Loopback testing of two interfaces—A ping may be initiated from one interface to another on the same ASA, as an external loopback test to verify basic "up" status and operation of each interface.

Pinging to an ASA—The Ping tool can ping an interface on another ASA to verify that it is up and responding.

Pinging through an ASA—Ping packets originating from the Ping tool may pass through an intermediate ASA on their way to a device. The echo packets will also pass through two of its interfaces as they return. This procedure can be used to perform a basic test of the interfaces, operation, and response time of the intermediate unit.

Pinging to test questionable operation of a network device—A ping may be initiated from an ASA interface to a network device that is suspected of functioning incorrectly. If the interface is configured correctly and an echo is not received, there may be problems with the device.

Pinging to test intermediate communications—A ping may be initiated from an ASA interface to a network device that is known to be functioning correctly and returning echo requests. If the echo is received, the correct operation of any intermediate devices and physical connectivity is confirmed.

Pinging From an ASA Interface

For basic testing of an interface, you can initiate a ping from an ASA interface to a network device that you know is functioning correctly and returning replies through the intermediate communications path. For basic testing, make sure you do the following:

Verify receipt of the ping from the ASA interface by the "known good" device. If the ping is not received, a problem with the transmitting hardware or interface configuration may exist.

If the ASA interface is configured correctly and it does not receive an echo reply from the "known good" device, problems with the interface hardware receiving function may exist. If a different interface with "known good" receiving capability can receive an echo after pinging the same "known good" device, the hardware receiving problem of the first interface is confirmed.

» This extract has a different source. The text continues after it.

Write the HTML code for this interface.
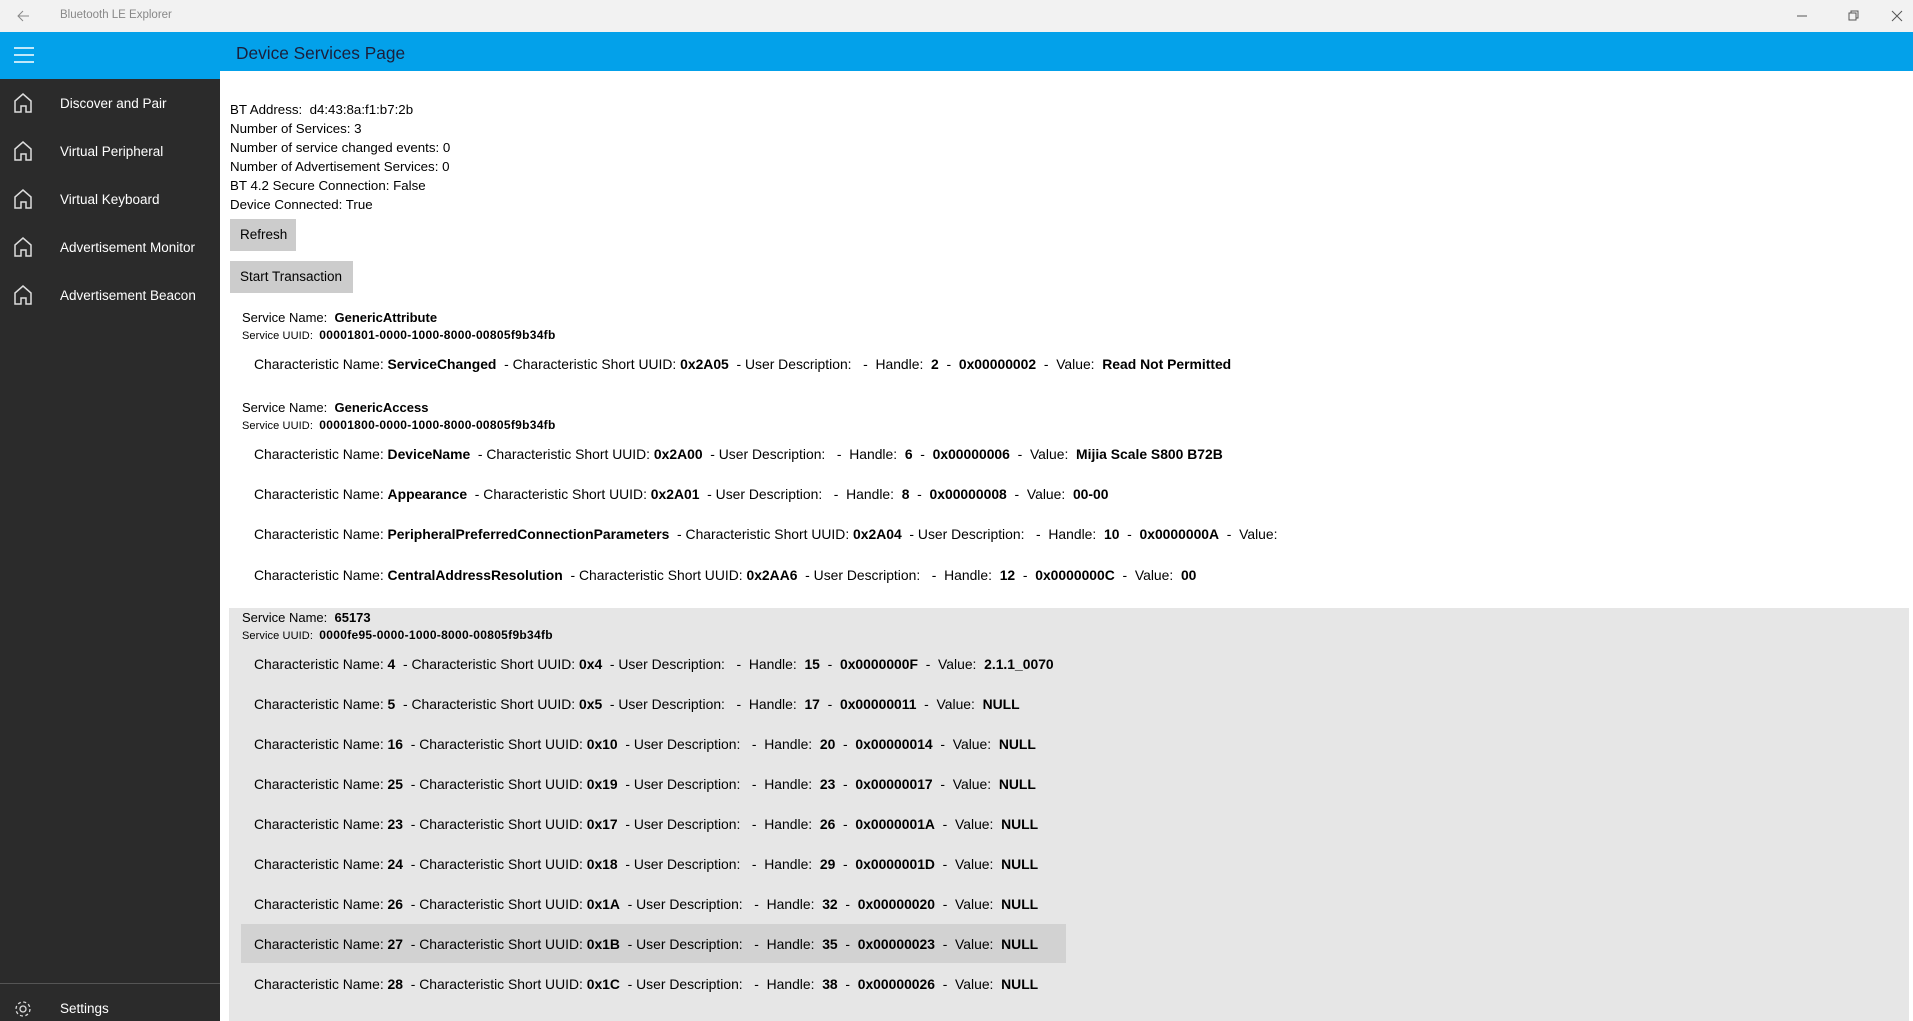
<!DOCTYPE html>
<html><head><meta charset="utf-8"><style>
*{margin:0;padding:0;box-sizing:border-box}
body{width:1913px;height:1021px;overflow:hidden;background:#fff;font-family:"Liberation Sans",sans-serif;font-size:13.5px;color:#000;position:relative}
.abs{position:absolute;white-space:nowrap}
#tb{left:0;top:0;width:1913px;height:32px;background:#f2f2f2}
#hdr{left:0;top:32px;width:1913px;height:39px;background:#03a1ea}
#side{left:0;top:71px;width:220px;height:950px;background:#2b2b2b}
#sideblue{left:0;top:71px;width:220px;height:8px;background:#03a1ea}
.nav{color:#fff;font-size:13.5px;left:60px}
.l{left:230px;font-size:13.3px}
.btn{background:#cccccc;font-size:13.5px;padding-left:10px;line-height:32px;height:32px}
.sn{left:242px;font-size:13px}
.su{left:242px;font-size:11px;letter-spacing:0.1px}
.su b{font-size:12px;letter-spacing:0.3px}
.ch{left:254px;font-size:13.9px}
b{font-weight:bold}
#gray{left:229px;top:608px;width:1680px;height:413px;background:#e6e6e6}
#hl{left:241px;top:924px;width:825px;height:39px;background:#d2d2d2}
</style></head><body>
<div class="abs" id="tb"></div>
<svg class="abs" style="left:16px;top:9px" width="14" height="14" viewBox="0 0 14 14"><path d="M13 7H2M7 2L2 7l5 5" stroke="#888" fill="none" stroke-width="1"/></svg>
<div class="abs" style="left:60px;top:9px;font-size:11.5px;color:#888">Bluetooth LE Explorer</div>
<svg class="abs" style="left:1797px;top:10px" width="110" height="12"><path d="M0 6h10" stroke="#555"/><path d="M52 3h7v7h-7zM54 3V1h7v7h-2" stroke="#555" fill="none"/><path d="M95 1l10 10M105 1L95 11" stroke="#555"/></svg>
<div class="abs" id="hdr"></div>
<svg class="abs" style="left:14px;top:47px" width="21" height="16"><path d="M0 1h20M0 8h20M0 15h20" stroke="#fff" stroke-width="1.5"/></svg>
<div class="abs" style="left:236px;top:43px;font-size:17.3px;color:#1b1f3b">Device Services Page</div>
<div class="abs" id="side"></div>
<div class="abs" id="sideblue"></div>
<svg class="abs" style="left:13px;top:92px" width="22" height="250" viewBox="0 0 22 250">
<g stroke="#ddd" stroke-width="1.5" fill="none">
<path d="M2 20V9L10 2l8 7v11h-5v-6h-5v6z"/>
<path transform="translate(0,48)" d="M2 20V9L10 2l8 7v11h-5v-6h-5v6z"/>
<path transform="translate(0,96)" d="M2 20V9L10 2l8 7v11h-5v-6h-5v6z"/>
<path transform="translate(0,144)" d="M2 20V9L10 2l8 7v11h-5v-6h-5v6z"/>
<path transform="translate(0,192)" d="M2 20V9L10 2l8 7v11h-5v-6h-5v6z"/>
</g></svg>
<div class="abs nav" style="top:96px">Discover and Pair</div>
<div class="abs nav" style="top:144px">Virtual Peripheral</div>
<div class="abs nav" style="top:192px">Virtual Keyboard</div>
<div class="abs nav" style="top:240px">Advertisement Monitor</div>
<div class="abs nav" style="top:288px">Advertisement Beacon</div>
<div class="abs" style="left:0;top:983px;width:220px;height:1px;background:#555"></div>
<svg class="abs" style="left:13px;top:999px" width="20" height="20" viewBox="0 0 20 20"><circle cx="10" cy="10" r="3" stroke="#ddd" fill="none" stroke-width="1.3"/><circle cx="10" cy="10" r="7" stroke="#ddd" fill="none" stroke-width="1.3" stroke-dasharray="3 2.5"/></svg>
<div class="abs nav" style="top:1001px">Settings</div>

<div class="abs l" style="top:102px">BT Address:&nbsp; d4:43:8a:f1:b7:2b</div>
<div class="abs l" style="top:121px">Number of Services: 3</div>
<div class="abs l" style="top:140px">Number of service changed events: 0</div>
<div class="abs l" style="top:159px">Number of Advertisement Services: 0</div>
<div class="abs l" style="top:178px">BT 4.2 Secure Connection: False</div>
<div class="abs l" style="top:197px">Device Connected: True</div>
<div class="abs btn" style="left:230px;top:219px;width:66px">Refresh</div>
<div class="abs btn" style="left:230px;top:261px;width:123px">Start Transaction</div>

<div class="abs sn" style="top:310px">Service Name:&nbsp; <b>GenericAttribute</b></div>
<div class="abs su" style="top:328px">Service UUID:&nbsp; <b>00001801-0000-1000-8000-00805f9b34fb</b></div>
<div class="abs ch" style="top:356px">Characteristic Name: <b>ServiceChanged</b>&nbsp; - Characteristic Short UUID: <b>0x2A05</b>&nbsp; - User Description: &nbsp; - &nbsp;Handle:&nbsp; <b>2</b>&nbsp; - &nbsp;<b>0x00000002</b>&nbsp; - &nbsp;Value:&nbsp; <b>Read Not Permitted</b></div>

<div class="abs sn" style="top:400px">Service Name:&nbsp; <b>GenericAccess</b></div>
<div class="abs su" style="top:418px">Service UUID:&nbsp; <b>00001800-0000-1000-8000-00805f9b34fb</b></div>
<div class="abs ch" style="top:446px">Characteristic Name: <b>DeviceName</b>&nbsp; - Characteristic Short UUID: <b>0x2A00</b>&nbsp; - User Description: &nbsp; - &nbsp;Handle:&nbsp; <b>6</b>&nbsp; - &nbsp;<b>0x00000006</b>&nbsp; - &nbsp;Value:&nbsp; <b>Mijia Scale S800 B72B</b></div>
<div class="abs ch" style="top:486px">Characteristic Name: <b>Appearance</b>&nbsp; - Characteristic Short UUID: <b>0x2A01</b>&nbsp; - User Description: &nbsp; - &nbsp;Handle:&nbsp; <b>8</b>&nbsp; - &nbsp;<b>0x00000008</b>&nbsp; - &nbsp;Value:&nbsp; <b>00-00</b></div>
<div class="abs ch" style="top:526px">Characteristic Name: <b>PeripheralPreferredConnectionParameters</b>&nbsp; - Characteristic Short UUID: <b>0x2A04</b>&nbsp; - User Description: &nbsp; - &nbsp;Handle:&nbsp; <b>10</b>&nbsp; - &nbsp;<b>0x0000000A</b>&nbsp; - &nbsp;Value:</div>
<div class="abs ch" style="top:567px">Characteristic Name: <b>CentralAddressResolution</b>&nbsp; - Characteristic Short UUID: <b>0x2AA6</b>&nbsp; - User Description: &nbsp; - &nbsp;Handle:&nbsp; <b>12</b>&nbsp; - &nbsp;<b>0x0000000C</b>&nbsp; - &nbsp;Value:&nbsp; <b>00</b></div>

<div class="abs" id="gray"></div>
<div class="abs" id="hl"></div>
<div class="abs sn" style="top:610px">Service Name:&nbsp; <b>65173</b></div>
<div class="abs su" style="top:628px">Service UUID:&nbsp; <b>0000fe95-0000-1000-8000-00805f9b34fb</b></div>
<div class="abs ch" style="top:656px">Characteristic Name: <b>4</b>&nbsp; - Characteristic Short UUID: <b>0x4</b>&nbsp; - User Description: &nbsp; - &nbsp;Handle:&nbsp; <b>15</b>&nbsp; - &nbsp;<b>0x0000000F</b>&nbsp; - &nbsp;Value:&nbsp; <b>2.1.1_0070</b></div>
<div class="abs ch" style="top:696px">Characteristic Name: <b>5</b>&nbsp; - Characteristic Short UUID: <b>0x5</b>&nbsp; - User Description: &nbsp; - &nbsp;Handle:&nbsp; <b>17</b>&nbsp; - &nbsp;<b>0x00000011</b>&nbsp; - &nbsp;Value:&nbsp; <b>NULL</b></div>
<div class="abs ch" style="top:736px">Characteristic Name: <b>16</b>&nbsp; - Characteristic Short UUID: <b>0x10</b>&nbsp; - User Description: &nbsp; - &nbsp;Handle:&nbsp; <b>20</b>&nbsp; - &nbsp;<b>0x00000014</b>&nbsp; - &nbsp;Value:&nbsp; <b>NULL</b></div>
<div class="abs ch" style="top:776px">Characteristic Name: <b>25</b>&nbsp; - Characteristic Short UUID: <b>0x19</b>&nbsp; - User Description: &nbsp; - &nbsp;Handle:&nbsp; <b>23</b>&nbsp; - &nbsp;<b>0x00000017</b>&nbsp; - &nbsp;Value:&nbsp; <b>NULL</b></div>
<div class="abs ch" style="top:816px">Characteristic Name: <b>23</b>&nbsp; - Characteristic Short UUID: <b>0x17</b>&nbsp; - User Description: &nbsp; - &nbsp;Handle:&nbsp; <b>26</b>&nbsp; - &nbsp;<b>0x0000001A</b>&nbsp; - &nbsp;Value:&nbsp; <b>NULL</b></div>
<div class="abs ch" style="top:856px">Characteristic Name: <b>24</b>&nbsp; - Characteristic Short UUID: <b>0x18</b>&nbsp; - User Description: &nbsp; - &nbsp;Handle:&nbsp; <b>29</b>&nbsp; - &nbsp;<b>0x0000001D</b>&nbsp; - &nbsp;Value:&nbsp; <b>NULL</b></div>
<div class="abs ch" style="top:896px">Characteristic Name: <b>26</b>&nbsp; - Characteristic Short UUID: <b>0x1A</b>&nbsp; - User Description: &nbsp; - &nbsp;Handle:&nbsp; <b>32</b>&nbsp; - &nbsp;<b>0x00000020</b>&nbsp; - &nbsp;Value:&nbsp; <b>NULL</b></div>
<div class="abs ch" style="top:936px">Characteristic Name: <b>27</b>&nbsp; - Characteristic Short UUID: <b>0x1B</b>&nbsp; - User Description: &nbsp; - &nbsp;Handle:&nbsp; <b>35</b>&nbsp; - &nbsp;<b>0x00000023</b>&nbsp; - &nbsp;Value:&nbsp; <b>NULL</b></div>
<div class="abs ch" style="top:976px">Characteristic Name: <b>28</b>&nbsp; - Characteristic Short UUID: <b>0x1C</b>&nbsp; - User Description: &nbsp; - &nbsp;Handle:&nbsp; <b>38</b>&nbsp; - &nbsp;<b>0x00000026</b>&nbsp; - &nbsp;Value:&nbsp; <b>NULL</b></div>
</body></html>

Pinging to an ASA Interface

When you try to ping to an ASA interface, verify that the pinging response (ICMP echo reply) is enabled for that interface by choosing Tools > Ping. When pinging is disabled, the ASA cannot be detected by other devices or software applications, and does not respond to the ASDM Ping tool.

Pinging Through the ASA Interface

To verify that other types of network traffic from "known good" sources are being passed through the ASA, choose Monitoring > Interfaces > Interface Graphs or an SNMP management station.

To enable internal hosts to ping external hosts, configure ICMP access correctly for both the inside and outside interfaces, choose Configuration > Firewall > Objects > IP Names.

Troubleshooting the Ping Tool

When pings fail to receive an echo, it may be the result of a configuration or operational error in an ASA, and not necessarily because of no response from the IP address being pinged. Before using the Ping tool to ping from, to, or through an ASA interface, perform the following basic checks:

Verify that interfaces are configured. Choose Configuration > Device Setup > Interfaces.

Verify that devices in the intermediate communications path, such as switches or routers, are correctly delivering other types of network traffic.

Make sure that traffic of other types from "known good" sources is being passed. Choose Monitoring > Interfaces > Interface Graphs.

Using the Ping Tool

To use the Ping tool, perform the following steps:


Step 1 In the main ASDM application window, choose Tools > Ping.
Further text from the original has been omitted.